Hay mucho en juego para las elites que, con esa estrategia, están consolidando un poder absoluto, sin diques de contención, un escenario en el que proseguir su política confiscatoria. Esta es la razón de fondo por la que mantienen, imperturbables, su hoja de ruta en materia laboral. (Y también de ajustes presupuestarios).

Se ha puesto, deliberadamente, todo el acento en las reformas laborales, en las que, como acabo de señalar, hay mucho en juego. Otras dimensiones del cambio estructural han quedado, sin embargo, omitidas, porque abordarlas supone limitar los privilegios de los poderosos. Se trata de reformas que, indudablemente, contribuirían a cambiar, para mejor, aspectos fundamentales del engranaje económico y social.

Pondré un ejemplo, en mi opinión muy relevante, referido al poder oligárquico de las grandes corporaciones; poder que ya era notable antes del estallido del crack financiero y que se ha incrementado sustancialmente durante los años de crisis.
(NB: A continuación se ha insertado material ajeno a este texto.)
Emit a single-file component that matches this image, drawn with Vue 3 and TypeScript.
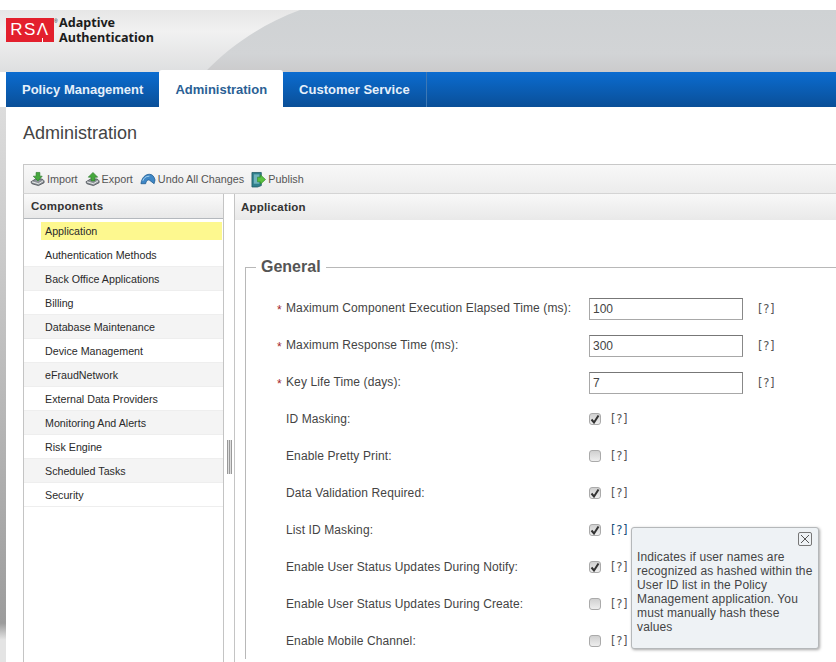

A ello han contribuido, entre otros factores, la privatización y mercantilización de empresas y servicios públicos, el trato de privilegio dispensado por el Banco Central Europeo a las grandes corporaciones industriales y financieras, los rescates concedidos a los grandes bancos con dinero público, la tolerancia con los paraísos fiscales, la regresividad tributaria y el aumento de las fusiones y adquisiciones.

El enorme poder económico y político que resulta de este acelerado proceso concentrador es utilizado en exclusivo beneficio de las grandes firmas. Para capturar recursos públicos, fijar las agendas de los gobiernos y las instituciones comunitarias, poner precios abusivos sobre los bienes y servicios que colocan en los mercados, eludir las normas que regulan la competencia y generar espacios opacos donde operan con beneficios extraordinarios. También utilizan ese poder para presionar a la baja sobre los salarios de los trabajadores, acordar retribuciones extravagantes e injustificadas para sus equipos directivos y generosos pagos en concepto de dividendos a los grandes accionistas.

Es evidente que esta estructura oligopólica –que no es una anomalía del capitalismo, sino un rasgo consustancial del mismo– tiene un efecto perturbador sobre la actividad económica; ha estado en el origen del crack financiero, ha contribuido de manera decisiva al aumento de la desigualdad, explica el sesgo de las políticas aplicadas en estos años y dificulta la superación de la crisis. De ahí, la importancia y la urgencia de adoptar medidas encaminadas a debilitar ese poder oligárquico.

Este y otros asuntos, que deberían formar parte de un ambicioso plan de reformas estructurales, han quedado fuera de la agenda política, configurada de acuerdo a los intereses de los poderosos. Tendrá que ser la presión ciudadana quien la abra y la impulse. _______Fernando Luengo es economista, miembro del círculo de Chamberí de Podemos.